R – Reno, Jean, L’Immortale

Papà Verdurin è sempre stato un grande appassionato di cinema (ma non solo), e sicuramente il mio amore per la settima arte è dovuto in parte a lui, che fin da piccolissima, anziché mostrarmi i soliti cartoni animati, mi intratteneva con i classici di Chaplin, Capra e perfino Sergio Leone (il che gli è costato anche qualche tirata d’orecchie da parte di mia madre). Innamorato dei classici, è rimasto però sempre anche uno spettatore vorace e curioso delle novità. Cascasse il mondo, ogni martedì, ovunque si trovi, lui rintraccia l’edicola più vicina e si procura il settimanale con i programmi tv, dedicandosi poi a studiarli con minuziosa dedizione; basandosi poi sui giudizi dei critici e i voti in stelline, cerchia con la penna tutti i film che ha intenzione di vedere. Di norma poi, di questi, non ne vede che una minima parte, distratto da altri impegni, o più facilmente dagli eventi sportivi. Una sera, dopo cena, io e lui ci ritrovammo sul divano a decidere cosa guardare.
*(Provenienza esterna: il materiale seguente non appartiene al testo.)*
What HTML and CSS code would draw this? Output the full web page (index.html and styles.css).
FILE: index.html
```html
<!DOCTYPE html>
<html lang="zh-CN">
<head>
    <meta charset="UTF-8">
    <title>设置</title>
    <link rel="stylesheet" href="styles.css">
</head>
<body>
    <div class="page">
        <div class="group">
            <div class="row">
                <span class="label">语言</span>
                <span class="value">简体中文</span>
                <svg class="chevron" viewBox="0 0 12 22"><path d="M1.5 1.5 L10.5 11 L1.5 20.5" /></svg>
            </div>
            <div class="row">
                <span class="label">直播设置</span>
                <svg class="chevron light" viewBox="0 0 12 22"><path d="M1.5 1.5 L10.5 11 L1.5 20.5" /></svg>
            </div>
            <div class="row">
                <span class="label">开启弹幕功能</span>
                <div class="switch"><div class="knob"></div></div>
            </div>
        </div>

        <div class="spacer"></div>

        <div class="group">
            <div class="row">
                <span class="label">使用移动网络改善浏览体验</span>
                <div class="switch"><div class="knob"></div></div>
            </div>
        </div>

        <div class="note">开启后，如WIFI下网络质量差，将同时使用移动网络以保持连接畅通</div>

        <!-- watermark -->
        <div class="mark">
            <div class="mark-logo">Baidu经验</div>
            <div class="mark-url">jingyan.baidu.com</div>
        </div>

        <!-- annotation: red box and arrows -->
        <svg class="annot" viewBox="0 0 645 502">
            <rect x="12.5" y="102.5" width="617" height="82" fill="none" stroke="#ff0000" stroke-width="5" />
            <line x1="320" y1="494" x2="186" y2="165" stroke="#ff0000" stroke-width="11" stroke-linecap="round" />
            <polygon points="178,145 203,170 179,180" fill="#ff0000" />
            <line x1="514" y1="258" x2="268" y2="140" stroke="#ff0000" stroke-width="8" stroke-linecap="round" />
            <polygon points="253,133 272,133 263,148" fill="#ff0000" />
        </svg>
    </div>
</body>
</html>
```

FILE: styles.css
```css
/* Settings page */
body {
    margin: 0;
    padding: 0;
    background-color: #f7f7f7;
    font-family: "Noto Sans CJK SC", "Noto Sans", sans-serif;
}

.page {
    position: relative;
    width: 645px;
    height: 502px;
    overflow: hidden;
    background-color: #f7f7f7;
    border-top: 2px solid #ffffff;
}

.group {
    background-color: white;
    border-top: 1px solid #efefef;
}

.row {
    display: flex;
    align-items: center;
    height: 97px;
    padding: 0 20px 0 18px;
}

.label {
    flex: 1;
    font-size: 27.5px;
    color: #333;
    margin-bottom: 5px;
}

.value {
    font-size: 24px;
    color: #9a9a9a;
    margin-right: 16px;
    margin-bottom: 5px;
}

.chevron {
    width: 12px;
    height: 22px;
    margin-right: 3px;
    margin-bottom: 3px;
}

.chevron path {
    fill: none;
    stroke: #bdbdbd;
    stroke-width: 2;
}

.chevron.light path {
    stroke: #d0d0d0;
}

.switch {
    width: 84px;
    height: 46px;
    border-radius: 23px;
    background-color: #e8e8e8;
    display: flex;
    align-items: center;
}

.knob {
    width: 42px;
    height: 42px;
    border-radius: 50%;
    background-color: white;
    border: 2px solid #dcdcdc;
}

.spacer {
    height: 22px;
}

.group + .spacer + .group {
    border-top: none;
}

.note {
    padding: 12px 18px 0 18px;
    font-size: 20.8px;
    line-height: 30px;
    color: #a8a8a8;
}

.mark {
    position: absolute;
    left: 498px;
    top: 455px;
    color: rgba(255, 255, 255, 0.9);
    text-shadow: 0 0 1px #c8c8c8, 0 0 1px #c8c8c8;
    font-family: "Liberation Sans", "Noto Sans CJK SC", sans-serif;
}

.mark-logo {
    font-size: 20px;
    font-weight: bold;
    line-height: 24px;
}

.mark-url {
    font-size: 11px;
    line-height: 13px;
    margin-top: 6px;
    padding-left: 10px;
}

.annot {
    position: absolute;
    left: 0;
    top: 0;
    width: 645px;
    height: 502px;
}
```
Mio fratello disertava sempre questo genere di visioni, preferendo vedere film e serie tv nella privacy della sua stanza. Io invece adoravo quelle serate di cinema in famiglia (mia madre era presente a spizzichi, spesso vedeva solo qualche pezzo del film, o si metteva vicino a noi a leggere, e quasi sempre andava a dormire prima della fine del film). Quella sera mio padre mi prospettò la visione del film L’Immortale, presentato dal suo “libercolo dei programmi” (come lo chiama lui) come un “bellissimo noir francese”. Protagonista, se c’è bisogno di dirlo, l’onnipresente Jean Reno. Così, sulla fiducia, decidemmo di guardarlo, ritrovandoci un banalissimo thriller ingenuo e sanguinolento con dialoghi (pochi) addirittura ridicoli (con tanto di “in fondo io e te siamo uguali!” nel finale…), in cui Jean Reno sopravviveva miracolosamente ad un tentativo di omicidio e si vendicava naturalmente con grande violenza. Il giorno dopo mia madre ci chiese com’era il film: io e mio padre ci guardammo a scoppiammo a ridere. Da allora, in casa mia, l’espressione “un bel noir francese” indica un brutto film che non vale la pena di vedere (con buona pace dei veri bei noir francesi, che non ho dubbi possano esistere).